[a explicação dos tubarões]
Comido vivo, devorado sem misericórdia: é o que habitualmente acontece a quem, no meio dos tubarões, quer negociações de paz. Nenhum tubarão se alimenta de harmonia.
[a explicação da tentação]
Olhamo-nos como o lobo olhou para a avozinha: andamos aqui todos para nos comermos uns aos outros, temos de o dizer sem receios. Somos sujeitos susceptíveis à tentação, e é essa uma das melhores partes de sermos os sujeitos que somos.
A sedução é a imaginação de mini-saia, vestida para matar, a ocasião em que o cérebro assume que manda, e imagina, e vai atirando os dados. Criamos, aí, uma realidade por viver, e que no entanto já estamos, por inteiro, no mais profundo de nós, a viver: a sedução transporta-nos para dentro de uma bolha de tentação, uma micro-realidade, um espaço ao qual só nós, cá dentro, felizes, conseguimos aceder. Grande parte do interesse da vida depende do interesse das seduções que vivemos, e das tentações em que caímos. Não é à tentação que não se resiste; é à imaginação.
[a explicação da visão]
Os cegos ou os esperançosos: sei lá eu qual deles é o que menos vê.

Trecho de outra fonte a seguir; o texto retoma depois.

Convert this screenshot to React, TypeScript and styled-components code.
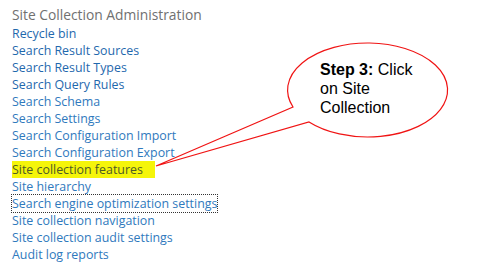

[a explicação do provisório]
O sentimento de posse nem deveria ser classificado como sentimento; é, pelo contrário, um ressentimento, um rancor. Em todo o lado, a toda a hora, há pessoas invadidas por rancores destes, pessoas que crêem que algo lhes pertence, pacóvias. Nada nos pertence, nem a vida, vejam lá. Somos, isso sim, pertencentes: alguém é nosso dono e não sabemos quem é, ou o que é, andamos por aqui à procura de um caminho, de soluções, de respirações temporárias, de alojamentos provisórios. Somos isso: buscadores incansáveis, por vezes cansáveis, de respirações temporárias, de alojamentos provisórios. O material é uma vigarice, a banha da cobra que serve de motivação para as mais diversas decisões. Decidimos, em todas as instâncias, para sobreviver, e está decidido.
[a explicação da mentira]
Mentimos desde sempre e vamos mentir para sempre. Adão e Eva contaram a primeira mentira da história da Humanidade. Todo o ser humano ludibria, mente e engana. Fá-lo de forma corriqueira, resoluta, refinada e calculista. Não acreditam? Então respondam-me: conseguem dizer, com todas as letras, ao dono da casa que aquela festa que ele organizou e à qual vocês foram foi um tédio?
Saturação: s.f. Aquilo que define a existência de amor; quem ama, por mais que o amor o preencha, nunca fica farto.